▶ **Given exercise**
Extract the lines that hold the string "components".

-- Start --

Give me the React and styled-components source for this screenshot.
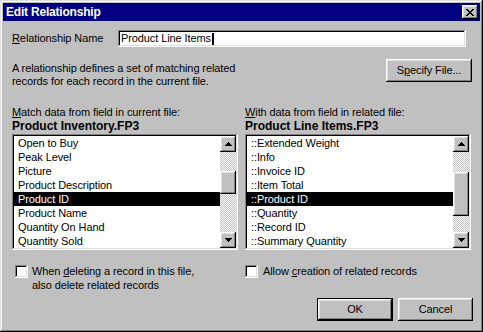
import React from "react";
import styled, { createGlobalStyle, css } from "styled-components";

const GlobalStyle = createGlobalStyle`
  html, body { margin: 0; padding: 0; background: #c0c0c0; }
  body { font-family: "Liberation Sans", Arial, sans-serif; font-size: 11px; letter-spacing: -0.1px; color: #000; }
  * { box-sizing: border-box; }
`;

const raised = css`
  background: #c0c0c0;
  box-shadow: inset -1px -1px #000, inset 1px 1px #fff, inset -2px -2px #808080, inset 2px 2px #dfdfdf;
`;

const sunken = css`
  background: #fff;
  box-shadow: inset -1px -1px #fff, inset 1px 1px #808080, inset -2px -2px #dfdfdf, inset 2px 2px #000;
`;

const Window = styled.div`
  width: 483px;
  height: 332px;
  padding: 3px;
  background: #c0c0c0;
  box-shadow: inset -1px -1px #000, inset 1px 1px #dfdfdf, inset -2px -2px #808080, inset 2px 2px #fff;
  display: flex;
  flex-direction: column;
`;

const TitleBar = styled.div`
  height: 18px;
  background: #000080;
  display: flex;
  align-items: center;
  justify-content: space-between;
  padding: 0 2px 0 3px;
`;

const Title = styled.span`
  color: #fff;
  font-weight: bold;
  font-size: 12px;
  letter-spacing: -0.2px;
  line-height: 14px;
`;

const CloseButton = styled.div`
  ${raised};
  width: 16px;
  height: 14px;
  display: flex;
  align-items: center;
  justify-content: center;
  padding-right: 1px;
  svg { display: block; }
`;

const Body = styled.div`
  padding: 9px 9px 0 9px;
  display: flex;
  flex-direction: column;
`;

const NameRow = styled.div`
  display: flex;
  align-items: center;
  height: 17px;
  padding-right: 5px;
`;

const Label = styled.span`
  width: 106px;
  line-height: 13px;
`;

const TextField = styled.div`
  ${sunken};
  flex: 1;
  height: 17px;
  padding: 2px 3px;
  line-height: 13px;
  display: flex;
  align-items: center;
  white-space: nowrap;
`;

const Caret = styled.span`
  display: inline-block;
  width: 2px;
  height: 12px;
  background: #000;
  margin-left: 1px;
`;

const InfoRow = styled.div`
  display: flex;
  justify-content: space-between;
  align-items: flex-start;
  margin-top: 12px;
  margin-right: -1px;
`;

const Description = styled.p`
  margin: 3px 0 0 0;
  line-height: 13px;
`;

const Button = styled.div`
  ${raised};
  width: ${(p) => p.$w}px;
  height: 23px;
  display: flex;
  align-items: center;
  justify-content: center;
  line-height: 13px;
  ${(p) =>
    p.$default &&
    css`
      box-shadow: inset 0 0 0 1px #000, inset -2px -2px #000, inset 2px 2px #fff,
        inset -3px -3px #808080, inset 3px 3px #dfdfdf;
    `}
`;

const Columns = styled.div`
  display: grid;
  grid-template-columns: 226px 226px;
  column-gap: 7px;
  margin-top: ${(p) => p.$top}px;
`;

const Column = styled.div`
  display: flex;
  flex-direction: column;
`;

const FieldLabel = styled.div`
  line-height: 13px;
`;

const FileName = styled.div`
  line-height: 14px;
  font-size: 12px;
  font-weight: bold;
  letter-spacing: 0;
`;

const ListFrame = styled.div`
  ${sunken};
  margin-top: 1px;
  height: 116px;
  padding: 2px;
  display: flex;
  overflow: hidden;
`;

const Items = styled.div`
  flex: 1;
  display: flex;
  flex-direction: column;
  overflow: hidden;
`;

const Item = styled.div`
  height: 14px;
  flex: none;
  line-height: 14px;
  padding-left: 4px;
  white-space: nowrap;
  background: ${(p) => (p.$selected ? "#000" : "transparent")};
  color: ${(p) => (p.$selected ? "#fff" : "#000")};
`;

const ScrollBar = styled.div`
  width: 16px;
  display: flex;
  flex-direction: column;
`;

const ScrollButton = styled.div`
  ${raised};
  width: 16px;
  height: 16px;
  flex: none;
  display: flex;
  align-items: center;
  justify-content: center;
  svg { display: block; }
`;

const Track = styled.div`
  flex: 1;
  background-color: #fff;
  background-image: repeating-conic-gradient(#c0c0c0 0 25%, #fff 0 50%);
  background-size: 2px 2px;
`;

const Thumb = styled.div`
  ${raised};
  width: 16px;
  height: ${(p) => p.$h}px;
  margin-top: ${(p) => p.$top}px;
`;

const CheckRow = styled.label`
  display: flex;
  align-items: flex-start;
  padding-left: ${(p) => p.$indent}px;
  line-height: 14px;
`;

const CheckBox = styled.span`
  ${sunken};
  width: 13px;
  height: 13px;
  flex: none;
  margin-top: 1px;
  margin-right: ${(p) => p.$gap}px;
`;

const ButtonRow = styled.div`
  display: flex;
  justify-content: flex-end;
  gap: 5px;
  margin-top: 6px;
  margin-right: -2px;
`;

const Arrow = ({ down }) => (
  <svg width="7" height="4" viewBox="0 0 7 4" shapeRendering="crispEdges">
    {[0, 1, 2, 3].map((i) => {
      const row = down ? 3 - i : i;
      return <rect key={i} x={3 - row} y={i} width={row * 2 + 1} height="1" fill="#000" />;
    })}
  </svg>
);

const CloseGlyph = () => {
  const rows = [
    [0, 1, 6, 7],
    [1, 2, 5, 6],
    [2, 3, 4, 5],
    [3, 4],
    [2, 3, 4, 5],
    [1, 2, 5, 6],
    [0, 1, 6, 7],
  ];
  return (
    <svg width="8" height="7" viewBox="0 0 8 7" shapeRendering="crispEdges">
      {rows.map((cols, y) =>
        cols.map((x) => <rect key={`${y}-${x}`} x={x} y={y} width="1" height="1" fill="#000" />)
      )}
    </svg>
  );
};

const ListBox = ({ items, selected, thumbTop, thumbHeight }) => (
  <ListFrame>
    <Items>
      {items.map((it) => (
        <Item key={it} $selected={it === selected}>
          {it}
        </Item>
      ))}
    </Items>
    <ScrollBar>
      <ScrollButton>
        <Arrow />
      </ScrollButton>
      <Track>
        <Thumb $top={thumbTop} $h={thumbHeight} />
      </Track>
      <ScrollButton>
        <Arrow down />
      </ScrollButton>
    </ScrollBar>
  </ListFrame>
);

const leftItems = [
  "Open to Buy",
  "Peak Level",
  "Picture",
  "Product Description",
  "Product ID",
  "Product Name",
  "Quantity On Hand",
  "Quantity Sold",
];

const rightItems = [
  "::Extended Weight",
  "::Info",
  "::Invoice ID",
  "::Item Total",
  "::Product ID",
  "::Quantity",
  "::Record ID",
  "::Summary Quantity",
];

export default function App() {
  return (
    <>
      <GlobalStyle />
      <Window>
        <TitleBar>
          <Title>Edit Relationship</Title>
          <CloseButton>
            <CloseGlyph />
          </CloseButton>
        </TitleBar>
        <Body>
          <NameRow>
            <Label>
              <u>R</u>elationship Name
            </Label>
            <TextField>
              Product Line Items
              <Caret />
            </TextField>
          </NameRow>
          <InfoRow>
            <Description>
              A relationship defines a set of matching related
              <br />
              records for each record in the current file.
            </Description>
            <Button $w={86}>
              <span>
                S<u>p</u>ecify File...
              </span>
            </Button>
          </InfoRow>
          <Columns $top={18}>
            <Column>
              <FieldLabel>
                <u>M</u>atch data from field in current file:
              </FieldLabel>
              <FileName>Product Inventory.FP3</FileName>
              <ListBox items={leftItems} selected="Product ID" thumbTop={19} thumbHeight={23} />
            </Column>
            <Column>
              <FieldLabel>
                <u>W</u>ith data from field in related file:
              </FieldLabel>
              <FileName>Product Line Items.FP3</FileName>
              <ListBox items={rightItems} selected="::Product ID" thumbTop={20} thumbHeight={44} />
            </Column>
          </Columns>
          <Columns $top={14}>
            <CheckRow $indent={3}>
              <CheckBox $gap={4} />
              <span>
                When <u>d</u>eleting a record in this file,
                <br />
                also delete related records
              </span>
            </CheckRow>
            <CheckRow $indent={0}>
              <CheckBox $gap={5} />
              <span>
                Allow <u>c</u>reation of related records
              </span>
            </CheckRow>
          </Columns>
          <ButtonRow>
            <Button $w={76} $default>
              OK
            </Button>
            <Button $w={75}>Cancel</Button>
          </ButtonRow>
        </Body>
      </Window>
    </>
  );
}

-- End --

▶ **The result**
Give me the React and styled-components source for this screenshot.
import styled, { createGlobalStyle, css } from "styled-components";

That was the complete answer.